* START DATASET CONTENT *

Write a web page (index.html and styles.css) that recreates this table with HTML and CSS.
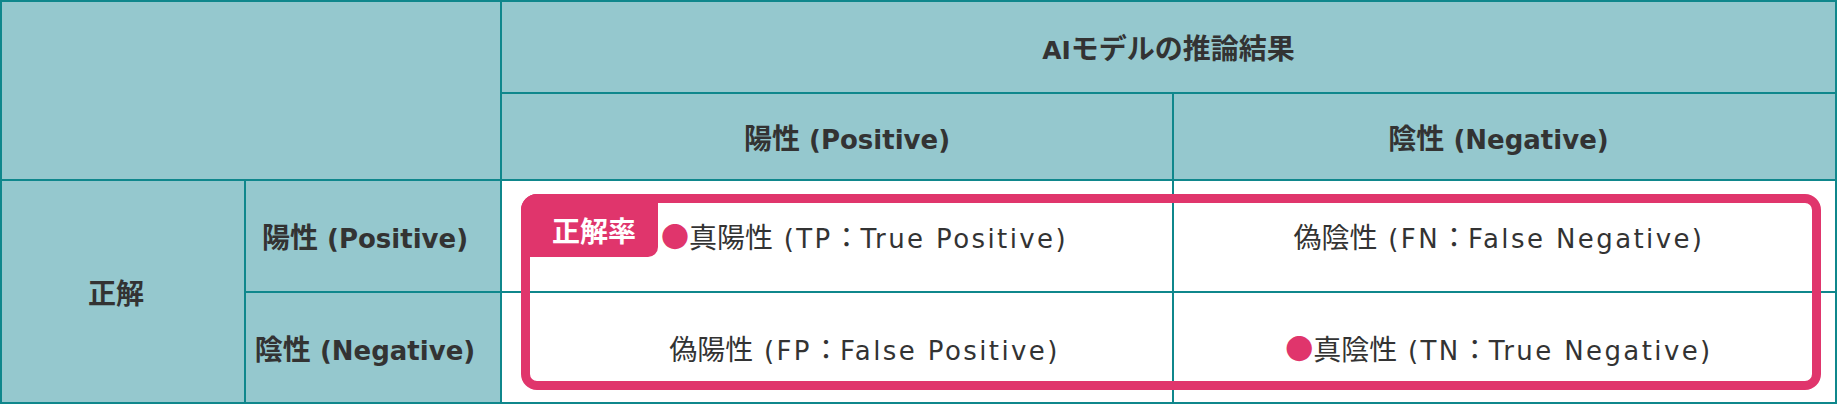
FILE: index.html
```html
<!DOCTYPE html>
<html lang="ja">
<head>
<meta charset="utf-8">
<title>混同行列</title>
<link rel="stylesheet" href="styles.css">
</head>
<body>
<div class="matrix">
  <div class="cell head corner"></div>
  <div class="cell head pred-title"><span class="label"><span class="lat">AI</span><span class="ja">モデルの推論結果</span></span></div>
  <div class="cell head top-pos"><span class="label"><span class="ja">陽性</span> (Positive)</span></div>
  <div class="cell head top-neg"><span class="label"><span class="ja">陰性</span> (Negative)</span></div>
  <div class="cell head truth-title"><span class="label"><span class="ja">正解</span></span></div>
  <div class="cell head side"><span class="label"><span class="ja">陽性</span> (Positive)</span></div>
  <div class="cell body col-pos"><span class="label"><span class="dot">●</span><span class="ja">真陽性</span> (TP<span class="ja">：</span>True Positive)</span></div>
  <div class="cell body col-neg"><span class="label"><span class="ja">偽陰性</span> (FN<span class="ja">：</span>False Negative)</span></div>
  <div class="cell head side"><span class="label"><span class="ja">陰性</span> (Negative)</span></div>
  <div class="cell body col-pos"><span class="label"><span class="ja">偽陽性</span> (FP<span class="ja">：</span>False Positive)</span></div>
  <div class="cell body col-neg"><span class="label"><span class="dot">●</span><span class="ja">真陰性</span> (TN<span class="ja">：</span>True Negative)</span></div>
  <div class="accuracy"><span class="badge">正解率</span></div>
</div>
</body>
</html>
```

FILE: styles.css
```css
html, body {
  margin: 0;
  padding: 0;
  background: #ffffff;
}

.matrix {
  position: relative;
  display: grid;
  grid-template-columns: 242px 254px 670px 661px;
  grid-template-rows: 90px 85px 110px 109px;
  gap: 2px;
  padding: 2px;
  width: max-content;
  background: #0f878c;
  font-family: "DejaVu Sans", "Noto Sans CJK JP", sans-serif;
  font-size: 26px;
  color: #333333;
}

.cell {
  display: flex;
  align-items: center;
  justify-content: center;
  white-space: nowrap;
}

.label {
  display: block;
}

.head {
  background: #95c8ce;
  font-weight: 700;
}

.body {
  background: #ffffff;
  font-weight: 400;
  letter-spacing: 2.4px;
}

.corner {
  grid-column: 1 / 3;
  grid-row: 1 / 3;
}

.pred-title {
  grid-column: 3 / 5;
  grid-row: 1;
}

.top-pos {
  padding-left: 20px;
}

.top-neg {
  padding-right: 12px;
}

.truth-title {
  grid-column: 1;
  grid-row: 3 / 5;
  padding-right: 14px;
}

.side {
  padding-right: 16px;
}

.col-pos {
  padding-left: 55px;
}

.col-neg {
  padding-right: 11px;
}

.ja {
  font-family: "Noto Sans CJK JP", sans-serif;
  font-size: 28px;
  letter-spacing: 0;
}

.lat {
  font-family: "DejaVu Sans", sans-serif;
  font-size: 25px;
}

.dot {
  font-family: "Noto Sans CJK JP", sans-serif;
  font-size: 28px;
  letter-spacing: 0;
  color: #e0356c;
}

.accuracy {
  position: absolute;
  left: 521px;
  top: 194px;
  width: 1300px;
  height: 196px;
  box-sizing: border-box;
  border: 9px solid #e0356c;
  border-radius: 16px;
  pointer-events: none;
}

.badge {
  position: absolute;
  top: -9px;
  left: -9px;
  width: 137px;
  height: 63px;
  box-sizing: border-box;
  padding: 9px 0 0 9px;
  display: flex;
  align-items: center;
  justify-content: center;
  background: #e0356c;
  color: #ffffff;
  font-family: "Noto Sans CJK JP", sans-serif;
  font-size: 28px;
  font-weight: 700;
  border-radius: 16px 0 10px 0;
}
```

* END DATASET CONTENT *

### [WRITTEN REQUEST]
Go through the listing above and work out how many lines contain the string "styles". Reply with the number alone.

### [RESPONSE TO THIS EXERCISE]
3